The Vocation of Suffering
                  Pope Pius XII – 1957 (Sermon)

“To the eyes of the world you appear, before all else, alone. Isolated from the joys of nature, perhaps hardly a ray of sunshine penetrates your little room. You remain, therefore, strangers to all that shimmers in the air, that vibrates and exults in the fields…

You follow but from afar, in fact, as mere passive spectators, the continual progress of man’s dominion over the earth. While others engage all their physical energies and bend their intellectual faculties, risking their goods and even life itself you remain isolated from the great issue.

You are alone in a room, helpless in a bed, your arms inert, your mind unequal to long or serious application. The world of affection seems also closed to the greater part of you; not only that love of intimate co-operation with the Author of all life which in the legitimate reproduction of life all human beings enjoy, but even fraternal love itself, the love of those who are joined to you by a bond of blood…

But there is a more painful aspect for you: you seem alone and are sad to appear unprofitable. In the world, indeed, as in an immense machine, all, even the smallest part serves the working of the whole…In this great forge which is the world where many are needed, and all are, or can be, helpful, you seem useless because you are sick…

And, indeed, truly the reality in your regard is altogether different: and on it rests the penetrating gaze of Jesus.

You are not alone. In fact, present within you, living and working, there can be Jesus Himself, Who has bound Himself to dwell as in His own dwelling in every soul that observes His Word (John 14:23). Do therefore, beloved sons and daughters, the Will of God. Who more than you can accomplish it fully and with the greatest simplicity. You are not in fact asked to act: You are asked to accept – ever serenely, joyfully if possible. In this acceptance of your state is the accomplishing of the Will of God in you. Then is the promised fruit already assured: Jesus is with you; Jesus is in you.

Even when you are left all alone, even when at night you cannot sleep and you are afraid lest you disturb the sleep of others, Jesus is with you. Learn to listen to His Voice, all the more perceptible the deeper the silence. Learn to speak to Him. You will taste and see how good the Lord is: ‘Taste and see how good the Lord is’ (Ps. 33:9). And you will be even more aware that you are mysterious, but living Tabernacles of Him; little by little the pulsations of your heart will blend and fuse with the pulsations of His. And already on earth – in the apparent squalid solitude of your little room – you will have a foretaste of the joy of heaven.

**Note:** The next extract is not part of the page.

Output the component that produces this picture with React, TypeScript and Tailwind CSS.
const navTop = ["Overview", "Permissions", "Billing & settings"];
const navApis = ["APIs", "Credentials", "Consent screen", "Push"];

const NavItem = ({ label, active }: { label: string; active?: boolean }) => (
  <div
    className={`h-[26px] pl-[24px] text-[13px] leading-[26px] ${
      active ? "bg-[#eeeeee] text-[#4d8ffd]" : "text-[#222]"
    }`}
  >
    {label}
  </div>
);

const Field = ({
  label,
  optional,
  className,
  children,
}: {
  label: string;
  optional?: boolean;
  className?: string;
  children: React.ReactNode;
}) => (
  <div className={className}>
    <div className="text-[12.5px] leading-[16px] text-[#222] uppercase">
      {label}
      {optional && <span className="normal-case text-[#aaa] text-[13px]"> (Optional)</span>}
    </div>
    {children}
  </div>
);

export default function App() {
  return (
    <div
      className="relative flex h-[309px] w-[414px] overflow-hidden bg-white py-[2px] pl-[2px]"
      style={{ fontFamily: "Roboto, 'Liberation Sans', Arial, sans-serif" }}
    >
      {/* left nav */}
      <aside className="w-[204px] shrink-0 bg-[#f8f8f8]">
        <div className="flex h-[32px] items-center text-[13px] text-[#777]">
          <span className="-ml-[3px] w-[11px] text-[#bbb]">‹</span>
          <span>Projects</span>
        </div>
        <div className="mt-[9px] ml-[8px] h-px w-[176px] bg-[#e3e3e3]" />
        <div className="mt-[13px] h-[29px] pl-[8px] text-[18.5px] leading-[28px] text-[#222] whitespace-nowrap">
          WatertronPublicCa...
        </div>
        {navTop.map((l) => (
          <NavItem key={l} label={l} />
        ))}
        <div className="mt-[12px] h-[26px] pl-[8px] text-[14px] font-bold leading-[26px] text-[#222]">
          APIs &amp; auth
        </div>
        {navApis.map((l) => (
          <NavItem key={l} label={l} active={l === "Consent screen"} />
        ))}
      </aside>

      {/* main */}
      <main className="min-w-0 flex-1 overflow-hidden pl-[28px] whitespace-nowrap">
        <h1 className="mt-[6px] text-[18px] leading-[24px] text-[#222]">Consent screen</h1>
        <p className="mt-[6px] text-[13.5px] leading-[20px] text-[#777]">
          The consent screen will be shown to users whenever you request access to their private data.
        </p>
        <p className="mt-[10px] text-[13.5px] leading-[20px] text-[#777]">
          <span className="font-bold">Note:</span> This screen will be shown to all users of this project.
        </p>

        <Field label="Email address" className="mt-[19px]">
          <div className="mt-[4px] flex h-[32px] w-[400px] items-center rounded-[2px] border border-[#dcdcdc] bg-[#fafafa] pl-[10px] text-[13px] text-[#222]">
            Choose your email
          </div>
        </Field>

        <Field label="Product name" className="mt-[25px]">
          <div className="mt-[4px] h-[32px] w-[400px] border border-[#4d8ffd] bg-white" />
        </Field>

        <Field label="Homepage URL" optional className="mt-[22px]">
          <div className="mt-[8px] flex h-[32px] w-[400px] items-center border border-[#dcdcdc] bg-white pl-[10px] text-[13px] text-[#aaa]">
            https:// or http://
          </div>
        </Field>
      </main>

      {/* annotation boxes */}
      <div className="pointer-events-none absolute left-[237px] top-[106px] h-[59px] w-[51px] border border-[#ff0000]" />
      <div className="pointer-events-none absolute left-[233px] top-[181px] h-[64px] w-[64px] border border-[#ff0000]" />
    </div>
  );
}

You are not useless. Side by side with the material world there exists the world of the spirit. In men’s bodies there are their souls, the substantial form of the bodies, and these through the love of God are made participants of His life itself. Who could describe the mysterious relationships between souls? Who will penetrate fully the ineffable mystery of the Communion of Saints?

You cannot do much talking: and yet what an apostolate you exercise, and hence what fruits of salvation and sanctification do you not cause to be born and come to maturity in the souls of others, by your example! Whoever comes to visit you will hear few words from you, but he will see: he will see your tenacious resolve to remain submissive to the Will of God, he will see your serenity and your peace and he will understand that those are waters springing from the well springs of the Saviour Jesus. He will see the smile on your lips, conscious and constant. And tears, often irrepressible, will spring from you eyes and will seem like pearls; they will seem like dew falling on the desert of the world and fertilizing it.

And what shall we say of your suffering? Jesus, having come into the world to redeem man – that is to give them life and give it in abundance (John 10:10), wished that this should come about through His Passion. But His Passion – therefore the Redemption – needs to be ‘filled up’ (Col. 1:24) from our sufferings. You are not therefore useless, beloved sons and daughters.

By your grief offered supernaturally you can preserve so many strayed souls, illumine so many hesitant souls, give back serenity to so many anguished. Priests in good time will be surprised at the disappearance of difficulties from their arduous and hitherto unrewarding ministry. Heaven will see to whom is due the unexpected efficacy of their words. You are not useless, beloved sons and daughters. When sufferers pray they do, as it were, violence to heaven; they force, so to speak, the Heart of Jesus to hear their requests and graces descend on the world; light returns; love returns, life is reborn.”